In the New Testament, after the Holy Spirit had come upon the Jewish believers at Pentecost, God picked Cornelius to be the first of the Gentiles to receive the same.  Why did He pick Cornelius?

1 There was a certain man in Caesarea called Cornelius, a centurion of what was called the Italian Regiment, a devout man and one who feared God with all his household, who gave alms generously to the people, and prayed to God always.  Acts 10:1-2 NKJV

Cornelius, a Roman centurion, was chosen by God because he was generous to the poor and because he prayed.  He was a believer in God and became a believer in Jesus Christ as Peter was led by the Spirit to share the gospel with him.  The Holy Spirit then came down as at Pentecost, confirming that God had indeed given the gospel of salvation to the Gentiles along with the Jews.

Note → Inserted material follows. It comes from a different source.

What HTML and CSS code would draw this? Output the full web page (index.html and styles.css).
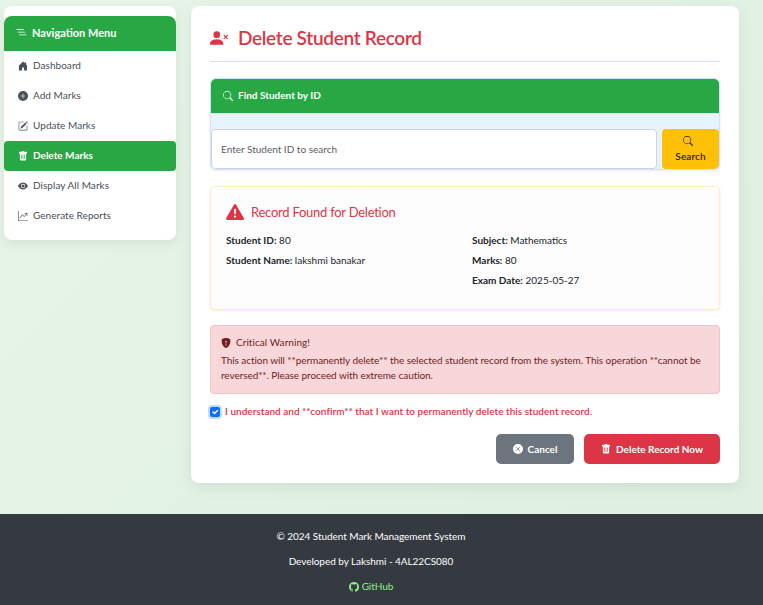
FILE: index.html
```html
<!DOCTYPE html>
<html lang="en">
<head>
<meta charset="utf-8">
<title>Delete Student Record</title>
<link rel="stylesheet" href="styles.css">
</head>
<body>
<svg class="sprite" aria-hidden="true">
  <symbol id="list" viewBox="0 0 16 16"><path d="M4.500 11.500A.5.5 0 0 1 5 11h10a.5.5 0 0 1 0 1H5a.5.5 0 0 1-.5-.5m-2-4A.5.5 0 0 1 3 7h10a.5.5 0 0 1 0 1H3a.5.5 0 0 1-.5-.5m-2-4A.5.5 0 0 1 1 3h10a.5.5 0 0 1 0 1H1a.5.5 0 0 1-.5-.5"/></symbol>
  <symbol id="house" viewBox="0 0 16 16"><path d="M6.500 14.500v-3.505c0-.245.25-.495.5-.495h2c.25 0 .5.25.5.5v3.5a.5.5 0 0 0 .5.5h4a.5.5 0 0 0 .5-.5v-7a.5.5 0 0 0-.146-.354L13 5.793V2.500a.5.5 0 0 0-.5-.5h-1a.5.5 0 0 0-.5.5v1.293L8.354 1.146a.5.5 0 0 0-.708 0l-6 6A.5.5 0 0 0 1.500 7.500v7a.5.5 0 0 0 .5.5h4a.5.5 0 0 0 .5-.5"/></symbol>
  <symbol id="plus" viewBox="0 0 16 16"><path d="M16 8A8 8 0 1 1 0 8a8 8 0 0 1 16 0M8.500 4.500a.5.5 0 0 0-1 0v3h-3a.5.5 0 0 0 0 1h3v3a.5.5 0 0 0 1 0v-3h3a.5.5 0 0 0 0-1h-3z"/></symbol>
  <symbol id="pencil" viewBox="0 0 16 16"><path d="M15.502 1.940a.5.5 0 0 1 0 .706L14.459 3.690l-2-2L13.502.646a.5.5 0 0 1 .707 0l1.293 1.293zm-1.750 2.456-2-2L4.939 9.210a.5.5 0 0 0-.121.196l-.805 2.414a.25.25 0 0 0 .316.316l2.414-.805a.5.5 0 0 0 .196-.120z"/><path fill-rule="evenodd" d="M1 13.500A1.500 1.500 0 0 0 2.500 15h11a1.500 1.500 0 0 0 1.500-1.500v-6a.5.5 0 0 0-1 0v6a.5.5 0 0 1-.5.5h-11a.5.5 0 0 1-.5-.5v-11a.5.5 0 0 1 .5-.5H9a.5.5 0 0 0 0-1H2.500A1.500 1.500 0 0 0 1 2.500z"/></symbol>
  <symbol id="trash" viewBox="0 0 16 16"><path d="M2.500 1a1 1 0 0 0-1 1v1a1 1 0 0 0 1 1H3v9a2 2 0 0 0 2 2h6a2 2 0 0 0 2-2V4h.5a1 1 0 0 0 1-1V2a1 1 0 0 0-1-1H10a1 1 0 0 0-1-1H7a1 1 0 0 0-1 1zm3 4a.5.5 0 0 1 .5.5v7a.5.5 0 0 1-1 0v-7a.5.5 0 0 1 .5-.5M8 5a.5.5 0 0 1 .5.5v7a.5.5 0 0 1-1 0v-7A.5.5 0 0 1 8 5m3 .5v7a.5.5 0 0 1-1 0v-7a.5.5 0 0 1 1 0"/></symbol>
  <symbol id="eye" viewBox="0 0 16 16"><path d="M10.500 8a2.500 2.500 0 1 1-5 0 2.500 2.500 0 0 1 5 0"/><path d="M0 8s3-5.500 8-5.500S16 8 16 8s-3 5.500-8 5.500S0 8 0 8m8 3.500a3.500 3.500 0 1 0 0-7 3.500 3.500 0 0 0 0 7"/></symbol>
  <symbol id="graph" viewBox="0 0 16 16"><path fill-rule="evenodd" d="M0 0h1v15h15v1H0zm10 3.500a.5.5 0 0 1 .5-.5h4a.5.5 0 0 1 .5.5v4a.5.5 0 0 1-1 0V4.900l-3.613 4.417a.5.5 0 0 1-.74.037L7.060 6.767l-3.656 5.027a.5.5 0 0 1-.808-.588l4-5.500a.5.5 0 0 1 .758-.06l2.609 2.610L13.445 4H10.500a.5.5 0 0 1-.5-.5"/></symbol>
  <symbol id="person-x" viewBox="0 0 16 16"><path d="M1 14s-1 0-1-1 1-4 6-4 6 3 6 4-1 1-1 1zm5-6a3 3 0 1 0 0-6 3 3 0 0 0 0 6"/><path d="M12.146 5.146a.5.5 0 0 1 .708 0L14 6.293l1.146-1.147a.5.5 0 0 1 .708.708L14.707 7l1.147 1.146a.5.5 0 0 1-.708.708L14 7.707l-1.146 1.147a.5.5 0 0 1-.708-.708L13.293 7l-1.147-1.146a.5.5 0 0 1 0-.708"/></symbol>
  <symbol id="search" viewBox="0 0 16 16"><path d="M11.742 10.344a6.500 6.500 0 1 0-1.397 1.398h-.001q.044.060.098.115l3.850 3.850a1 1 0 0 0 1.415-1.414l-3.850-3.850a1 1 0 0 0-.115-.100zM12 6.500a5.500 5.500 0 1 1-11 0 5.500 5.500 0 0 1 11 0"/></symbol>
  <symbol id="triangle" viewBox="0 0 16 16"><path d="M8.982 1.566a1.130 1.130 0 0 0-1.960 0L.165 13.233c-.457.778.091 1.767.98 1.767h13.713c.889 0 1.438-.99.98-1.767zM8 5c.535 0 .954.462.9.995l-.35 3.507a.552.552 0 0 1-1.100 0L7.100 5.995A.905.905 0 0 1 8 5m.002 6a1 1 0 1 1 0 2 1 1 0 0 1 0-2"/></symbol>
  <symbol id="shield" viewBox="0 0 16 16"><path fill-rule="evenodd" d="M8 0c-.69 0-1.843.265-2.928.56-1.110.3-2.229.655-2.887.87a1.540 1.540 0 0 0-1.044 1.262c-.596 4.477.787 7.795 2.465 9.990a11.800 11.800 0 0 0 2.517 2.453c.386.273.744.482 1.048.625.28.132.581.24.829.24s.548-.108.829-.24a7 7 0 0 0 1.048-.625 11.800 11.800 0 0 0 2.517-2.453c1.678-2.195 3.061-5.513 2.465-9.990a1.540 1.540 0 0 0-1.044-1.263 63 63 0 0 0-2.887-.87C9.843.266 8.690 0 8 0m-.55 8.502L7.100 4.995a.905.905 0 1 1 1.800 0l-.35 3.507a.552.552 0 0 1-1.100 0M8.002 12a1 1 0 1 1 0-2 1 1 0 0 1 0 2"/></symbol>
  <symbol id="x-circle" viewBox="0 0 16 16"><path d="M16 8A8 8 0 1 1 0 8a8 8 0 0 1 16 0M5.354 4.646a.5.5 0 1 0-.708.708L7.293 8l-2.647 2.646a.5.5 0 0 0 .708.708L8 8.707l2.646 2.647a.5.5 0 0 0 .708-.708L8.707 8l2.647-2.646a.5.5 0 0 0-.708-.708L8 7.293z"/></symbol>
  <symbol id="github" viewBox="0 0 16 16"><path d="M8 0C3.580 0 0 3.580 0 8c0 3.540 2.290 6.530 5.470 7.590.4.07.55-.17.55-.38 0-.19-.01-.82-.01-1.490-2.010.37-2.530-.49-2.690-.94-.09-.23-.48-.94-.82-1.130-.28-.15-.68-.52-.01-.53.63-.01 1.080.58 1.230.82.72 1.210 1.870.87 2.330.66.07-.52.28-.87.51-1.070-1.780-.2-3.640-.89-3.640-3.950 0-.87.31-1.590.82-2.150-.08-.2-.36-1.020.08-2.120 0 0 .67-.21 2.200.82.64-.18 1.320-.27 2-.27s1.360.09 2 .27c1.530-1.040 2.200-.82 2.200-.82.44 1.100.16 1.920.08 2.120.51.56.82 1.270.82 2.150 0 3.070-1.870 3.750-3.650 3.950.29.25.54.73.54 1.480 0 1.070-.01 1.930-.01 2.200 0 .21.15.46.55.38A8.010 8.010 0 0 0 16 8c0-4.420-3.580-8-8-8"/></symbol>
</svg>

<div class="layout">
  <aside class="sidebar">
    <h2 class="sidebar-title"><svg class="icon"><use href="#list"/></svg><span>Navigation Menu</span></h2>
    <nav>
      <a class="nav-item"><svg class="icon"><use href="#house"/></svg><span>Dashboard</span></a>
      <a class="nav-item"><svg class="icon"><use href="#plus"/></svg><span>Add Marks</span></a>
      <a class="nav-item"><svg class="icon"><use href="#pencil"/></svg><span>Update Marks</span></a>
      <a class="nav-item active"><svg class="icon"><use href="#trash"/></svg><span>Delete Marks</span></a>
      <a class="nav-item"><svg class="icon"><use href="#eye"/></svg><span>Display All Marks</span></a>
      <a class="nav-item"><svg class="icon"><use href="#graph"/></svg><span>Generate Reports</span></a>
    </nav>
  </aside>

  <main class="panel">
    <h1 class="page-title"><svg class="icon"><use href="#person-x"/></svg><span>Delete Student Record</span></h1>

    <section class="search-card">
      <h2 class="search-head"><svg class="icon"><use href="#search"/></svg><span>Find Student by ID</span></h2>
      <div class="search-row">
        <input class="search-input" type="text" placeholder="Enter Student ID to search">
        <button class="search-btn"><svg class="icon"><use href="#search"/></svg><span>Search</span></button>
      </div>
    </section>

    <section class="record">
      <h2 class="record-title"><svg class="icon"><use href="#triangle"/></svg><span>Record Found for Deletion</span></h2>
      <div class="record-grid">
        <div>
          <p><strong>Student ID:</strong> 80</p>
          <p><strong>Student Name:</strong> lakshmi banakar</p>
        </div>
        <div>
          <p><strong>Subject:</strong> Mathematics</p>
          <p><strong>Marks:</strong> 80</p>
          <p><strong>Exam Date:</strong> 2025-05-27</p>
        </div>
      </div>
    </section>

    <section class="alert">
      <h2 class="alert-title"><svg class="icon"><use href="#shield"/></svg><span>Critical Warning!</span></h2>
      <p>This action will **permanently delete** the selected student record from the system. This operation **cannot be reversed**. Please proceed with extreme caution.</p>
    </section>

    <label class="confirm">
      <span class="checkbox"><svg viewBox="0 0 20 20"><path d="m6 10 3 3 6-6"/></svg></span>
      <span>I understand and **confirm** that I want to permanently delete this student record.</span>
    </label>

    <div class="actions">
      <button class="btn cancel"><svg class="icon"><use href="#x-circle"/></svg><span>Cancel</span></button>
      <button class="btn danger"><svg class="icon"><use href="#trash"/></svg><span>Delete Record Now</span></button>
    </div>
  </main>
</div>

<footer class="footer">
  <p>© 2024 Student Mark Management System</p>
  <p>Developed by Lakshmi - 4AL22CS080</p>
  <a><svg class="icon"><use href="#github"/></svg><span>GitHub</span></a>
</footer>
</body>
</html>
```
FILE: styles.css
```css
* { box-sizing: border-box; }

body {
  margin: 0;
  height: 605px;
  display: flex;
  flex-direction: column;
  overflow: hidden;
  font: 400 10px/15px Lato, "Liberation Sans", sans-serif;
  color: #212529;
  background: linear-gradient(135deg, #e8f5e9, #dcefe0);
}

h1, h2, p { margin: 0; }

.sprite { display: none; }

.icon {
  width: 10px;
  height: 10px;
  flex: none;
  fill: currentColor;
}

.layout {
  flex: 1;
  display: flex;
  align-items: flex-start;
  gap: 15px;
  padding: 6px 24px 0 4px;
}

.sidebar {
  width: 172px;
  padding: 10px 0 9px;
  border-radius: 8px;
  background: #fff;
  box-shadow: 0 4px 12px rgba(0, 0, 0, .08);
}

.sidebar-title {
  display: flex;
  align-items: center;
  gap: 5px;
  height: 35px;
  padding: 0 0 2px 12px;
  border-radius: 8px 8px 0 0;
  background: #28a745;
  color: #fff;
  font-size: 11px;
  font-weight: 700;
}

.sidebar-title .icon { width: 11px; height: 11px; }

.nav-item {
  display: flex;
  align-items: center;
  gap: 5px;
  height: 30px;
  padding-left: 14px;
  color: #495057;
  letter-spacing: .04px;
}

.nav-item span { padding-bottom: 2px; }

.nav-item.active {
  border-radius: 4px;
  background: #28a745;
  color: #fff;
  font-weight: 700;
  letter-spacing: 0;
}

.panel {
  flex: 1;
  height: 477px;
  padding: 19px 19px 0;
  border-radius: 8px;
  background: #fff;
  box-shadow: 0 4px 15px rgba(0, 0, 0, .08);
}

.page-title {
  display: flex;
  align-items: center;
  gap: 10px;
  height: 37px;
  padding-bottom: 10px;
  border-bottom: 1px solid #f5d5dd;
  color: #dc3545;
  font-size: 19px;
  font-weight: 600;
  letter-spacing: -.3px;
}

.page-title span { padding-bottom: 2px; }

.page-title .icon { width: 18px; height: 18px; }

.search-card {
  height: 92px;
  margin-top: 16px;
  border: 1px solid #cfe2ff;
  border-radius: 6px;
  background: #e7f3ff;
  box-shadow: 0 1px 3px rgba(0, 0, 0, .08);
  overflow: hidden;
}

.search-head {
  display: flex;
  align-items: center;
  gap: 5px;
  height: 35px;
  padding-left: 12px;
  border-bottom: 1px solid #e0e5ec;
  background: #28a745;
  color: #fff;
  font-size: 10px;
  font-weight: 700;
}

.search-head span { padding-bottom: 2px; }

.search-row {
  display: flex;
  gap: 5px;
  height: 40px;
  margin-top: 15px;
}

.search-input {
  flex: 1;
  min-width: 0;
  padding: 0 9px;
  border: 1px solid #ced4da;
  border-radius: 4px;
  background: #fff;
  font: inherit;
}

.search-input::placeholder { color: #5a6167; opacity: 1; }

.search-btn {
  display: flex;
  flex-direction: column;
  align-items: center;
  gap: 3px;
  width: 57px;
  padding: 7px 0 0;
  border: 0;
  border-radius: 4px;
  background: #ffc107;
  color: #212529;
  font: 600 10px/15px Lato, sans-serif;
}

.search-btn .icon { margin-right: 5px; }
.search-btn span { letter-spacing: .1px; }

.record {
  height: 124px;
  margin-top: 16px;
  padding: 15px;
  border: 1px solid #ffeeba;
  border-radius: 5px;
  background: #fdfdfe;
  box-shadow: 0 1px 3px rgba(0, 0, 0, .08);
}

.record-title {
  display: flex;
  align-items: center;
  gap: 7px;
  height: 20px;
  color: #dc3545;
  font-size: 13px;
  font-weight: 400;
  letter-spacing: -.25px;
}

.record-title .icon { width: 18px; height: 18px; }

.record-grid {
  display: grid;
  grid-template-columns: 246px 1fr;
  margin-top: 11px;
}

.record-grid p { margin-bottom: 5px; }

.record strong { font-weight: 700; }

.alert {
  height: 69px;
  margin-top: 15px;
  padding: 9px 10px;
  border: 1px solid #f5c2c7;
  border-radius: 4px;
  background: #f8d7da;
  color: #721c24;
}

.alert p { letter-spacing: -.07px; }

.alert-title {
  display: flex;
  align-items: center;
  gap: 5px;
  height: 15px;
  margin-bottom: 3px;
  font-size: 10px;
  font-weight: 400;
  letter-spacing: .06px;
}

.confirm {
  display: flex;
  align-items: center;
  gap: 5px;
  height: 15px;
  margin-top: 10px;
  color: #dc3545;
  font-weight: 600;
  letter-spacing: .02px;
}

.checkbox {
  width: 10px;
  height: 10px;
  border-radius: 2px;
  background: #0d6efd;
  box-shadow: 0 0 0 2px #c2dbfe;
}

.checkbox svg {
  display: block;
  width: 10px;
  height: 10px;
  fill: none;
  stroke: #fff;
  stroke-width: 3;
  stroke-linecap: round;
  stroke-linejoin: round;
}

.actions {
  display: flex;
  justify-content: flex-end;
  gap: 10px;
  margin-top: 15px;
}

.btn {
  display: flex;
  align-items: center;
  justify-content: center;
  gap: 5px;
  height: 30px;
  padding: 0;
  border: 0;
  border-radius: 5px;
  color: #fff;
  font: 700 10px/15px Lato, sans-serif;
}

.cancel { width: 78px; background: #6c757d; }
.danger { width: 136px; background: #dc3545; }

.footer {
  display: flex;
  flex-direction: column;
  align-items: center;
  gap: 10px;
  height: 91px;
  padding: 15px 21px 0 0;
  background: #343a40;
  color: #fff;
  letter-spacing: -.05px;
}

.footer a {
  display: flex;
  align-items: center;
  gap: 3px;
  color: #90ee90;
}
```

Prayer and generosity are important in God’s eyes.

King Solomon made it a priority to dedicate the new temple with sin sacrifices and with prayer.  God heard his prayer and promised to do His part to bring about an eternal blessing for Israel.  When they strayed, He promised to bring them back to Him in love, only resorting to hardship when necessary for their eternal benefit.


God wants to hear from us in prayer and has promised to listen to us when we seek His face.  He also wants us to listen to Him as we make it a priority to spend time in His word.  He will gently lead us and guide us through the challenges of life and is especially pleased when we focus on the needs of others with our prayers and good works.